石橋湛山の外交戦略by姜 克實

 姜 克實先生は尊敬している思想史研究者です。特に石橋湛山研究では毎回示唆を得ることが大きいのです。今回の『週刊東洋経済』の論説「紛糾する対中関係どう構築し直すか」も勉強になります。

 尖閣諸島問題で最大の問題は、それが「国民感情の対立、ナショナリズム合戦に拡大したこと」と姜 克實先生は指摘します。そして湛山が生きていれば、1)国民にナショナリズムの自粛を呼びかけ、2)相手の懐に飛び込んで誠意を持って誤解の解消に努める、3)国際社会の正常運営のため、まず自国の欲望を抑制する、などを主張すると述べています。おそらくそうでしょおう。

 ナショナリズムは自国本位の教育の産物であり、国境・民族が存在するときにこれを教育で抑制するのは不可能だろう。となると国際間のナショナリズムの対立を避け、できるだけ外交問題は外交の場で解決し、国民の感情に任せないことである、と姜 克實先生は指摘しています。

 しかし問題の核心は、国民感情を刺激することを外交カードや人気取りに利用している政治屋が存在していることが問題の核心であると。

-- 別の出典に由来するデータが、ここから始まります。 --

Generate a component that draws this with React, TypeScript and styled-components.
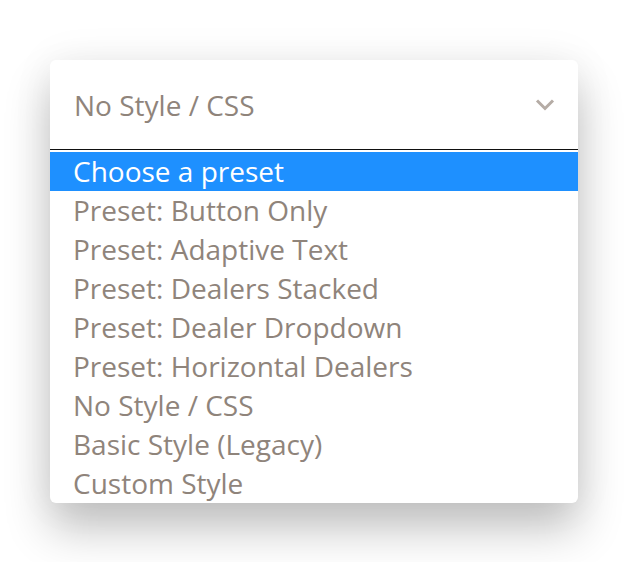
import React from "react";
import styled, { createGlobalStyle } from "styled-components";

const Global = createGlobalStyle`
  html, body { margin: 0; padding: 0; background: #ffffff; height: 100%; }
  body { font-family: "Open Sans", "Liberation Sans", sans-serif; }
  #root { min-height: 100%; }
`;

const Page = styled.div`
  box-sizing: border-box;
  min-height: 562px;
  padding: 60px 50px 0 50px;
  width: 628px;
`;

const Card = styled.div`
  width: 528px;
  background: #ffffff;
  border-radius: 6px;
  box-shadow: 0 26px 46px rgba(0, 0, 0, 0.24), 0 0 44px rgba(0, 0, 0, 0.06);
  overflow: hidden;
`;

const Header = styled.div`
  height: 90px;
  display: flex;
  align-items: center;
  justify-content: space-between;
  padding: 0 23px 0 24px;
  border-bottom: 1px solid #111111;
  box-sizing: border-box;
`;

const Value = styled.span`
  font-size: 28px;
  color: #8f847b;
`;

const List = styled.ul`
  list-style: none;
  margin: 0;
  padding: 2px 0 0 0;
`;

const Item = styled.li<{ $active?: boolean }>`
  height: 39px;
  line-height: 39px;
  padding: 0 23px;
  font-size: 28px;
  color: ${(p) => (p.$active ? "#ffffff" : "#8f847b")};
  background: ${(p) => (p.$active ? "#1e90ff" : "transparent")};
  white-space: nowrap;
`;

const Chevron = () => (
  <svg width="20" height="14" viewBox="0 0 20 14" fill="none">
    <path d="M2 2.5l8 8 8-8" stroke="#b5aca5" strokeWidth="3" />
  </svg>
);

const options = [
  "Choose a preset",
  "Preset: Button Only",
  "Preset: Adaptive Text",
  "Preset: Dealers Stacked",
  "Preset: Dealer Dropdown",
  "Preset: Horizontal Dealers",
  "No Style / CSS",
  "Basic Style (Legacy)",
  "Custom Style",
];

export default function App() {
  return (
    <>
      <Global />
      <Page>
        <Card>
          <Header>
            <Value>No Style / CSS</Value>
            <Chevron />
          </Header>
          <List>
            {options.map((o, i) => (
              <Item key={o} $active={i === 0}>
                {o}
              </Item>
            ))}
          </List>
        </Card>
      </Page>
    </>
  );
}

 「感情対立の発生は、政治家の不謹慎の結果であり、失政の象徴である」と姜 克實先生は手厳しいです。

  湛山の国際関係の閉塞打破への提言はこうでした。
 「疑心暗鬼の多くが誤解に基づくもので、その原因を、互いに相手を正しく理解できず、また互いに誤解さええるようにしていると指摘した。前者に対しては謙虚な低姿勢を要請し、後者に対してはなんでも相手の気に入るようなご機嫌とりの「迎合」姿勢を戒めた」。

 小国主義は、国家を前提にしている点ではナショナリズムでしょう。姜 克實先生は指摘されているように、小国主義は、自国の欲望の統制、規制と国際社会への協調の特徴によって、また経済合理性にも支えられていました。

 他方で、東アジア共同体論を姜 克實先生は手厳しく批判しています。この点も僕は賛同します。この東アジア共同体論のベースには、「戦略的」構想が伏在し、地域覇権の思想と無縁ではないと思います。そのような地域覇権を湛山は批判していました。

 これは先日、河上肇賞の選考会でお会いした川勝静岡県知事が話された言葉ですが、「戦略的互恵関係ではなく、友好的互恵関係が大切である」ということにもつながるでしょう。川勝氏は10月に中国側が望まないというメッセージを発したのにもかかわらず、訪中したところ、大変な歓待をうけたそうです。

 中国の訪中拒否のメッセージを拒否し(湛山の「不迎合」)、訪中して互いに膝を交えて話す(湛山の「膝を付き合わせる」と同じ)。この姿勢はたしかに大切です。

 川勝知事、いや川勝先生の放言には慣れていましたが(笑 なるほど湛山の血が生きている、早稲田の伝統ぽいものはあるのかもしれない(なくてもいいのですが 笑)。それを活かすのがいまだ、と思いました。